__TASK STATEMENT__. Copy the data that follows, character for character, minus the pictures.

## START

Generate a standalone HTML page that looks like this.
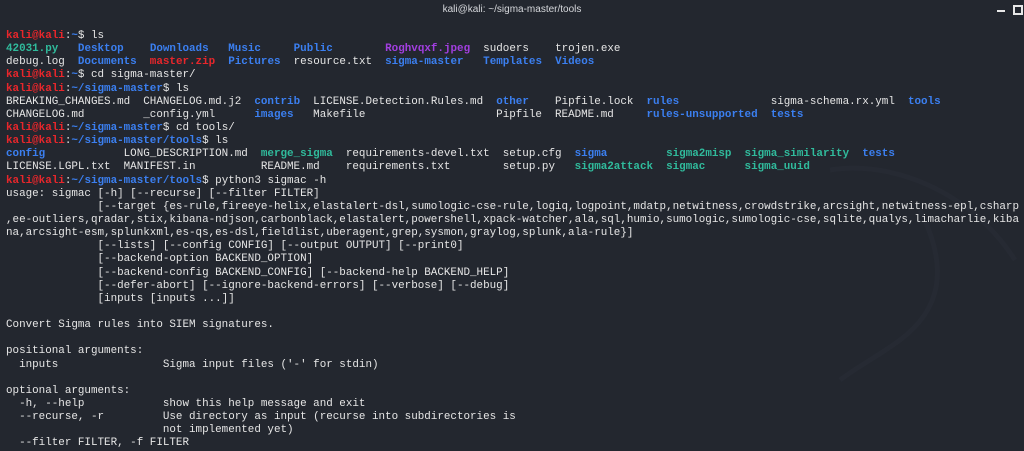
<!DOCTYPE html>
<html><head><meta charset="utf-8"><style>
html,body{margin:0;padding:0;background:#23272f;width:1024px;height:450px;overflow:hidden}
.title{position:absolute;left:0;top:0;width:1024px;height:22px;text-align:center;font:10px "Liberation Sans",sans-serif;color:#d6d8dc;line-height:20px}
.min{position:absolute;left:997px;top:10px;width:8px;height:2px;background:#e8e8e8}
.max{position:absolute;left:1013px;top:5px;width:6px;height:6px;border:2px solid #e8e8e8}
pre{position:absolute;left:6px;top:30px;margin:0;font-family:"Liberation Mono",monospace;font-size:10.9px;line-height:13.14px;color:#e6e6e6;white-space:pre}
.r{color:#e8262b;font-weight:bold}.b{color:#3b7ff0;font-weight:bold}.g{color:#30bb9c;font-weight:bold}.p{color:#a23fe0;font-weight:bold}
</style></head><body>
<div class="title">kali@kali: ~/sigma-master/tools</div>
<div class="min"></div><div class="max"></div>
<svg style="position:absolute;left:800px;top:150px" width="224" height="240"><path d="M30 20 C90 10 170 40 215 110 M120 60 C150 120 140 160 100 190 C80 205 60 215 40 230" stroke="#262a33" stroke-width="5" fill="none"/></svg>
<pre><span class="r">kali@kali</span>:<span class="b">~</span>$ ls
<span class="g">42031.py</span>   <span class="b">Desktop</span>    <span class="b">Downloads</span>   <span class="b">Music</span>     <span class="b">Public</span>        <span class="p">Roghvqxf.jpeg</span>  sudoers    trojen.exe
debug.log  <span class="b">Documents</span>  <span class="r">master.zip</span>  <span class="b">Pictures</span>  resource.txt  <span class="b">sigma-master</span>   <span class="b">Templates</span>  <span class="b">Videos</span>
<span class="r">kali@kali</span>:<span class="b">~</span>$ cd sigma-master/
<span class="r">kali@kali</span>:<span class="b">~/sigma-master</span>$ ls
BREAKING_CHANGES.md  CHANGELOG.md.j2  <span class="b">contrib</span>  LICENSE.Detection.Rules.md  <span class="b">other</span>    Pipfile.lock  <span class="b">rules</span>              sigma-schema.rx.yml  <span class="b">tools</span>
CHANGELOG.md         _config.yml      <span class="b">images</span>   Makefile                    Pipfile  README.md     <span class="b">rules-unsupported</span>  <span class="b">tests</span>
<span class="r">kali@kali</span>:<span class="b">~/sigma-master</span>$ cd tools/
<span class="r">kali@kali</span>:<span class="b">~/sigma-master/tools</span>$ ls
<span class="b">config</span>            LONG_DESCRIPTION.md  <span class="g">merge_sigma</span>  requirements-devel.txt  setup.cfg  <span class="b">sigma</span>         <span class="g">sigma2misp</span>  <span class="g">sigma_similarity</span>  <span class="b">tests</span>
LICENSE.LGPL.txt  MANIFEST.in          README.md    requirements.txt        setup.py   <span class="g">sigma2attack</span>  <span class="g">sigmac</span>      <span class="g">sigma_uuid</span>
<span class="r">kali@kali</span>:<span class="b">~/sigma-master/tools</span>$ python3 sigmac -h
usage: sigmac [-h] [--recurse] [--filter FILTER]
              [--target {es-rule,fireeye-helix,elastalert-dsl,sumologic-cse-rule,logiq,logpoint,mdatp,netwitness,crowdstrike,arcsight,netwitness-epl,csharp
,ee-outliers,qradar,stix,kibana-ndjson,carbonblack,elastalert,powershell,xpack-watcher,ala,sql,humio,sumologic,sumologic-cse,sqlite,qualys,limacharlie,kiba
na,arcsight-esm,splunkxml,es-qs,es-dsl,fieldlist,uberagent,grep,sysmon,graylog,splunk,ala-rule}]
              [--lists] [--config CONFIG] [--output OUTPUT] [--print0]
              [--backend-option BACKEND_OPTION]
              [--backend-config BACKEND_CONFIG] [--backend-help BACKEND_HELP]
              [--defer-abort] [--ignore-backend-errors] [--verbose] [--debug]
              [inputs [inputs ...]]

Convert Sigma rules into SIEM signatures.

positional arguments:
  inputs                Sigma input files ('-' for stdin)

optional arguments:
  -h, --help            show this help message and exit
  --recurse, -r         Use directory as input (recurse into subdirectories is
                        not implemented yet)
  --filter FILTER, -f FILTER
</pre>
</body></html>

## END

__WRITTEN ANSWER__.
Generate a standalone HTML page that looks like this.
<!DOCTYPE html>
<html><head><meta charset="utf-8"><style>
html,body{margin:0;padding:0;background:#23272f;width:1024px;height:450px;overflow:hidden}
.title{position:absolute;left:0;top:0;width:1024px;height:22px;text-align:center;font:10px "Liberation Sans",sans-serif;color:#d6d8dc;line-height:20px}
.min{position:absolute;left:997px;top:10px;width:8px;height:2px;background:#e8e8e8}
.max{position:absolute;left:1013px;top:5px;width:6px;height:6px;border:2px solid #e8e8e8}
pre{position:absolute;left:6px;top:30px;margin:0;font-family:"Liberation Mono",monospace;font-size:10.9px;line-height:13.14px;color:#e6e6e6;white-space:pre}
.r{color:#e8262b;font-weight:bold}.b{color:#3b7ff0;font-weight:bold}.g{color:#30bb9c;font-weight:bold}.p{color:#a23fe0;font-weight:bold}
</style></head><body>
<div class="title">kali@kali: ~/sigma-master/tools</div>
<div class="min"></div><div class="max"></div>
<svg style="position:absolute;left:800px;top:150px" width="224" height="240"><path d="M30 20 C90 10 170 40 215 110 M120 60 C150 120 140 160 100 190 C80 205 60 215 40 230" stroke="#262a33" stroke-width="5" fill="none"/></svg>
<pre><span class="r">kali@kali</span>:<span class="b">~</span>$ ls
<span class="g">42031.py</span>   <span class="b">Desktop</span>    <span class="b">Downloads</span>   <span class="b">Music</span>     <span class="b">Public</span>        <span class="p">Roghvqxf.jpeg</span>  sudoers    trojen.exe
debug.log  <span class="b">Documents</span>  <span class="r">master.zip</span>  <span class="b">Pictures</span>  resource.txt  <span class="b">sigma-master</span>   <span class="b">Templates</span>  <span class="b">Videos</span>
<span class="r">kali@kali</span>:<span class="b">~</span>$ cd sigma-master/
<span class="r">kali@kali</span>:<span class="b">~/sigma-master</span>$ ls
BREAKING_CHANGES.md  CHANGELOG.md.j2  <span class="b">contrib</span>  LICENSE.Detection.Rules.md  <span class="b">other</span>    Pipfile.lock  <span class="b">rules</span>              sigma-schema.rx.yml  <span class="b">tools</span>
CHANGELOG.md         _config.yml      <span class="b">images</span>   Makefile                    Pipfile  README.md     <span class="b">rules-unsupported</span>  <span class="b">tests</span>
<span class="r">kali@kali</span>:<span class="b">~/sigma-master</span>$ cd tools/
<span class="r">kali@kali</span>:<span class="b">~/sigma-master/tools</span>$ ls
<span class="b">config</span>            LONG_DESCRIPTION.md  <span class="g">merge_sigma</span>  requirements-devel.txt  setup.cfg  <span class="b">sigma</span>         <span class="g">sigma2misp</span>  <span class="g">sigma_similarity</span>  <span class="b">tests</span>
LICENSE.LGPL.txt  MANIFEST.in          README.md    requirements.txt        setup.py   <span class="g">sigma2attack</span>  <span class="g">sigmac</span>      <span class="g">sigma_uuid</span>
<span class="r">kali@kali</span>:<span class="b">~/sigma-master/tools</span>$ python3 sigmac -h
usage: sigmac [-h] [--recurse] [--filter FILTER]
              [--target {es-rule,fireeye-helix,elastalert-dsl,sumologic-cse-rule,logiq,logpoint,mdatp,netwitness,crowdstrike,arcsight,netwitness-epl,csharp
,ee-outliers,qradar,stix,kibana-ndjson,carbonblack,elastalert,powershell,xpack-watcher,ala,sql,humio,sumologic,sumologic-cse,sqlite,qualys,limacharlie,kiba
na,arcsight-esm,splunkxml,es-qs,es-dsl,fieldlist,uberagent,grep,sysmon,graylog,splunk,ala-rule}]
              [--lists] [--config CONFIG] [--output OUTPUT] [--print0]
              [--backend-option BACKEND_OPTION]
              [--backend-config BACKEND_CONFIG] [--backend-help BACKEND_HELP]
              [--defer-abort] [--ignore-backend-errors] [--verbose] [--debug]
              [inputs [inputs ...]]

Convert Sigma rules into SIEM signatures.

positional arguments:
  inputs                Sigma input files ('-' for stdin)

optional arguments:
  -h, --help            show this help message and exit
  --recurse, -r         Use directory as input (recurse into subdirectories is
                        not implemented yet)
  --filter FILTER, -f FILTER
</pre>
</body></html>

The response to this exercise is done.